EAGER: Long-Term Solar Wind Trends and the Implications for Current and Future Solar Activity
University Of Texas At Arlington, Arlington TX
Investigators
Abstract
The Principal Investigator will perform an extended evaluation of long-term solar wind trends. This will include using proxy data (specifically, quiet-time dayside magnetometer observations) to (1) determine whether solar wind dynamic pressure has been increasing throughout the 20th century along with the interplanetary magnetic field (IMF); (2) explore the newly discovered relationship between the solar wind helium abundance and the IMF; and (3) investigate the changes in that relationship as the helium abundance has plummeted to values far below the normal level for the last 50 years.

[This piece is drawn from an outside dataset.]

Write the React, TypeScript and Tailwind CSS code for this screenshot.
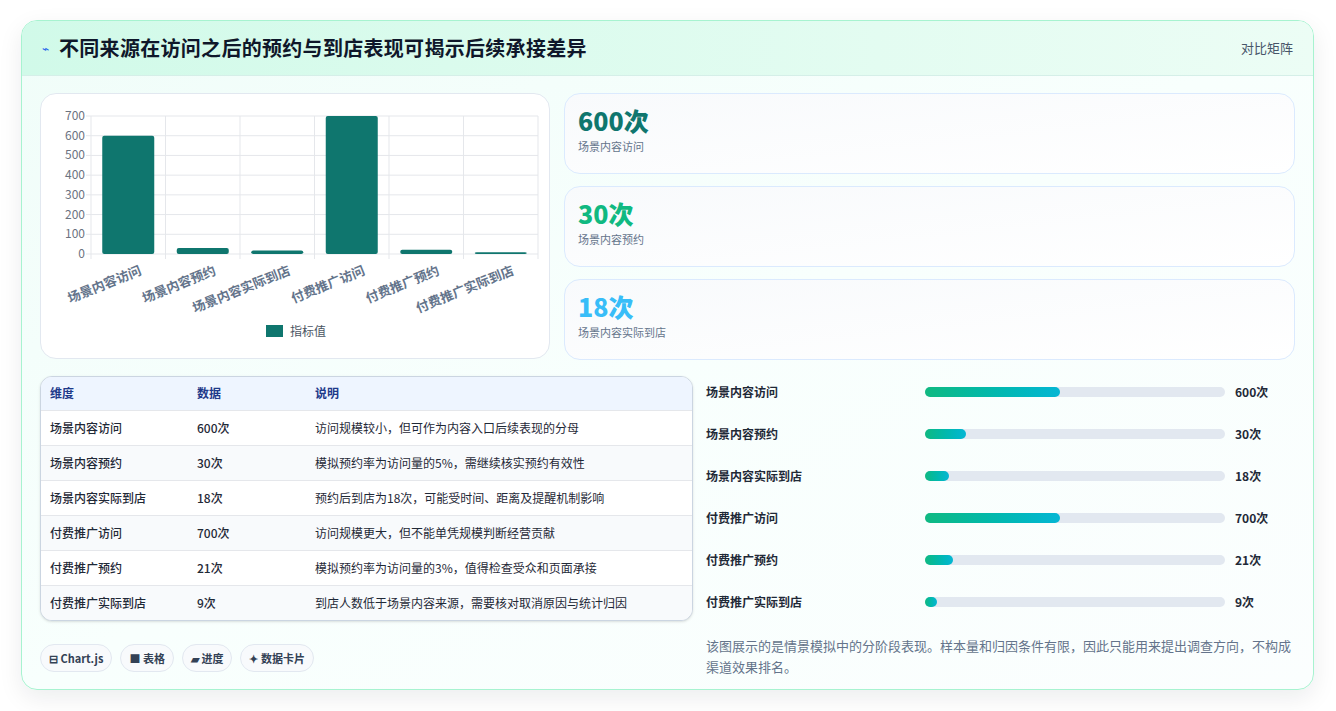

This research might point the way to a comprehensive phenomenological framework that provides an understanding of solar wind changes in terms of the evolution of the solar cycle, and perhaps even provide evidence that the more than century-long Grand Solar Maximum is at an end. This line of research may also provide important clues for solar physics more broadly, as it attempts to improve our understanding of the Sun. The project will support the training of an undergraduate student who will be deeply involved in the research. In addition, a better understanding of solar activity, as well as the use of solar wind trends to predict solar activity, will allow our civilization to improve space weather forecasting and thereby mitigate the negative effects on the on-orbit and ground-based technology upon which we depend and which is vulnerable to space weather effects.